The Ostrog Bible is unique among Church Slavonic Bibles in that the Old Testament was translated not from the (Hebrew) Masoretic text, but from the (Greek) Septuagint. This translation, comprising seventy-six books of the Old and New Testaments, was based on the Gennadius Bible and a manuscript of the Codex Alexandrinus. Some parts were based on Francysk Skaryna's translations.
The Ostrog Bibles were printed on two dates: 12 July 1580, and 12 August 1581. The second version differs from the 1580 original in composition, ornamentation, and correction of misprints. In the printing of the Bible delays occurred, as it was necessary to remove mistakes, to search for correct textual resolutions of questions, and to produce a correct translation. The editing of the Bible detained printing. In the meantime, Fyodorov and his company printed other biblical books. The first were those which did not require correcting: the Psalter and the New Testament.
The Ostrog Bible is a monumental publication of 1,256 pages, lavishly decorated with headpieces and initials, which were prepared especially for it. From the typographical point of view, the Ostrog Bible is irreproachable. This is the first Bible printed in Cyrillic type. It served as the original and model for further Russian publications of the Bible.
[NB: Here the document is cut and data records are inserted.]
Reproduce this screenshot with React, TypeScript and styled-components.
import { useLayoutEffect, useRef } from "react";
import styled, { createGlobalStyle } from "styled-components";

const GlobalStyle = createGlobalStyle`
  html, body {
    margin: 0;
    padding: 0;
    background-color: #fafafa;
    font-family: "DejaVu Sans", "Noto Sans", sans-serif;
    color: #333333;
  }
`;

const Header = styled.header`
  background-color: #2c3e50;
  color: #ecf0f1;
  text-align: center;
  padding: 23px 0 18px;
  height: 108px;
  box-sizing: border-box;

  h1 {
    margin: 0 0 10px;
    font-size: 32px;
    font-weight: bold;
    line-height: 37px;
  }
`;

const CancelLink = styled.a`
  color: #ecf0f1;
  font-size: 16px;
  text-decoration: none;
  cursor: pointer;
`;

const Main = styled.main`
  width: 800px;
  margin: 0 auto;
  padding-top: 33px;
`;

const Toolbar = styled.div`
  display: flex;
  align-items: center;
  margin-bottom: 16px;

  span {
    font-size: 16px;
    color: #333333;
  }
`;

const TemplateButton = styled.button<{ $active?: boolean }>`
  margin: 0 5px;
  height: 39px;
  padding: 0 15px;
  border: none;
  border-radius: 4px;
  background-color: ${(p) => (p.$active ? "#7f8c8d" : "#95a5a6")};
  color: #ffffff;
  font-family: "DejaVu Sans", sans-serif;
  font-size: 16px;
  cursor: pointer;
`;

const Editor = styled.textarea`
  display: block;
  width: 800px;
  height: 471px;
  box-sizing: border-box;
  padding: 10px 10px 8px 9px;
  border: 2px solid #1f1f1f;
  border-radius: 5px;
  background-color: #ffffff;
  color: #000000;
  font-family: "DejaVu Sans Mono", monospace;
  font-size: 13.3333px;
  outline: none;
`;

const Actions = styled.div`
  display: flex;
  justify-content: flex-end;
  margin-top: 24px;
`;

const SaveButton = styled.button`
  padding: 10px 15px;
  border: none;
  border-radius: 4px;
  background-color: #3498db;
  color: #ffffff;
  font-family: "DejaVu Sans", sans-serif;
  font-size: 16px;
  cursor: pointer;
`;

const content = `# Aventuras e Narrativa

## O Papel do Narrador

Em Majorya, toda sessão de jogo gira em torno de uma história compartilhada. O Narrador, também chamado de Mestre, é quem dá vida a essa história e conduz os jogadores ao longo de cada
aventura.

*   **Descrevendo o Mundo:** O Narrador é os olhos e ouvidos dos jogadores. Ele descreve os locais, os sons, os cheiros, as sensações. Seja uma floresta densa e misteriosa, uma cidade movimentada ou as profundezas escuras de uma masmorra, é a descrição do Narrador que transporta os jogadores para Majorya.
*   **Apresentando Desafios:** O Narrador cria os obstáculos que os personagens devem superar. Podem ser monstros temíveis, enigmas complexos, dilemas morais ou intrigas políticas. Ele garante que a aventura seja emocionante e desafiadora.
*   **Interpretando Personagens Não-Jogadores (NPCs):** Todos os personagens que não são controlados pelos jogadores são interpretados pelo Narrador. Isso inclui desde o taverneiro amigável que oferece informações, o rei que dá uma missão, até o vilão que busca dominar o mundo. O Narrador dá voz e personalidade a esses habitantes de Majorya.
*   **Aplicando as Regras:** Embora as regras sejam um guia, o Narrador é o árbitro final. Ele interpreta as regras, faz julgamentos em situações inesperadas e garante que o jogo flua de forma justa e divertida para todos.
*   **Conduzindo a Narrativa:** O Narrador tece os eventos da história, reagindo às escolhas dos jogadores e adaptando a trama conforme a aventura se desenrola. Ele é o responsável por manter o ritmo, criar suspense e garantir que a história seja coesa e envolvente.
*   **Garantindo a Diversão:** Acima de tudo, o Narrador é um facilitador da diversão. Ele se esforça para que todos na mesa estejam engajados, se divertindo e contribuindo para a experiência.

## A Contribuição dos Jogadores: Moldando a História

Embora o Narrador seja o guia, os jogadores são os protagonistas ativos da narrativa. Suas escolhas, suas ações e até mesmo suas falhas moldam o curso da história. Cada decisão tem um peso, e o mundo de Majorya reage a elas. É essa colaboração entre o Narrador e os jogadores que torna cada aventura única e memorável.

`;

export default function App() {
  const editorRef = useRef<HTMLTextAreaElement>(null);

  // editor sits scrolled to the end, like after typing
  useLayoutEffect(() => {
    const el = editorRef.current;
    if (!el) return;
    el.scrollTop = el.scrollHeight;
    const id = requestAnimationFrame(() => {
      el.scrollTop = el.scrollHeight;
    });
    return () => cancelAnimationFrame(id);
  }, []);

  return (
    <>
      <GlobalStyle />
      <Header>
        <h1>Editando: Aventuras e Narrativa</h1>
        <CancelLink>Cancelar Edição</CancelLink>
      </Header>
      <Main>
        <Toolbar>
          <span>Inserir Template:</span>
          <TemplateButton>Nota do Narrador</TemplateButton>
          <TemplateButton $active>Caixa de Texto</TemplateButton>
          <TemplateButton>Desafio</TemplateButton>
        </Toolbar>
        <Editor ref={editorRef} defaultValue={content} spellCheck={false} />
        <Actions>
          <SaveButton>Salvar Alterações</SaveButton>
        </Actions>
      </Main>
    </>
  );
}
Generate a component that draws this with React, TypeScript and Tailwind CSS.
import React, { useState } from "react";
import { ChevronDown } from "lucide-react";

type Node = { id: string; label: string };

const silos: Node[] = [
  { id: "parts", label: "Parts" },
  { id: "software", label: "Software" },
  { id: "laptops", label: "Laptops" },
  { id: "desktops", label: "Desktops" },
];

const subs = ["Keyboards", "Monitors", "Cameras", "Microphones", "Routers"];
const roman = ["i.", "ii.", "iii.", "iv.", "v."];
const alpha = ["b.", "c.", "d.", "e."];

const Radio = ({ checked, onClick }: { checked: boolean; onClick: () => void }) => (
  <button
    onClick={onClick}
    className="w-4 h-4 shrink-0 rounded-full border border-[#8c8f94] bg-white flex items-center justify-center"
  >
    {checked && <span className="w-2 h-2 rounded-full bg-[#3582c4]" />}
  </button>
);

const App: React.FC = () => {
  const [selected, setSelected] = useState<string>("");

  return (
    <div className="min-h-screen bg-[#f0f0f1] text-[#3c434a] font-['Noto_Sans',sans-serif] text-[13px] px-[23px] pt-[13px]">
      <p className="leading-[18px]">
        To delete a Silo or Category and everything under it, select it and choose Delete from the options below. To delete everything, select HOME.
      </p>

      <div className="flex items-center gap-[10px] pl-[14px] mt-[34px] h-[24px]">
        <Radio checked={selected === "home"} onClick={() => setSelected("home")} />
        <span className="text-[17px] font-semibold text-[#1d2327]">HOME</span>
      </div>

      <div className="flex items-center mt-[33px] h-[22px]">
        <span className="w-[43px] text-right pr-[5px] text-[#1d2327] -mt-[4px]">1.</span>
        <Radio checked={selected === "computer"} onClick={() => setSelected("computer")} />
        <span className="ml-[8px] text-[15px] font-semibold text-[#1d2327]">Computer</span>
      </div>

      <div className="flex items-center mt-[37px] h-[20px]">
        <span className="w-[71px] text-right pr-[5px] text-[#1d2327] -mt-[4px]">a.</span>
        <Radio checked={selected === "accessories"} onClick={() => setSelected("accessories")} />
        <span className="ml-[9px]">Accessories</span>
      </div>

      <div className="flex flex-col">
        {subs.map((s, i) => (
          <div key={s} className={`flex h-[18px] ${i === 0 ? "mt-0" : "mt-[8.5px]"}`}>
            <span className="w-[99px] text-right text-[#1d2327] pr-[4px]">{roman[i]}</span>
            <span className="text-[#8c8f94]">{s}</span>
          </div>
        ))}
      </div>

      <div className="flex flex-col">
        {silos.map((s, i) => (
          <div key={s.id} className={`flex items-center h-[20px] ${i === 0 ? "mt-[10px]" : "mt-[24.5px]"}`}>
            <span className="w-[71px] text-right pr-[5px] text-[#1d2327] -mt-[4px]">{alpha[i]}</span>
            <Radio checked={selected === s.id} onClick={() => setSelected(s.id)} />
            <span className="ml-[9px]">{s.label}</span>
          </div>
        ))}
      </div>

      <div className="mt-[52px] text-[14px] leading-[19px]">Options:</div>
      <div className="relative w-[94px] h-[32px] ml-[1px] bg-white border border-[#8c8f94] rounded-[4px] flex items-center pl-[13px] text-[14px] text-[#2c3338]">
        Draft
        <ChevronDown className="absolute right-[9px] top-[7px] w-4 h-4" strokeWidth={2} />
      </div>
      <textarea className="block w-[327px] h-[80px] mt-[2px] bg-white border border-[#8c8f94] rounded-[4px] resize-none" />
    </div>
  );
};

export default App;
The importance of the first printed Cyrillic Bible can hardly be overestimated. Prince Ostrogski sent copies to Pope Gregory XIII and tsar Ivan the Terrible, while the latter presented a copy to an English ambassador. When leaving Ostrog, Fyodorov took 400 books with him. Only 300 copies of the Ostrog Bible are extant today.
The Ostrog Bible was widely known in Ukraine, Russia, and Belarus, and also abroad. It is registered in the library of Oxford; its copies were owned by King Gustavus Adolphus of Sweden, the cardinal Barberini, many scientists and the public figures of that time. The Ostrog Bible was reprinted in Moscow in 1663.
The significance of the Ostrog Bible was enormous for Orthodox education, which had to resist strong Catholic pressure in Ukraine and Belarus.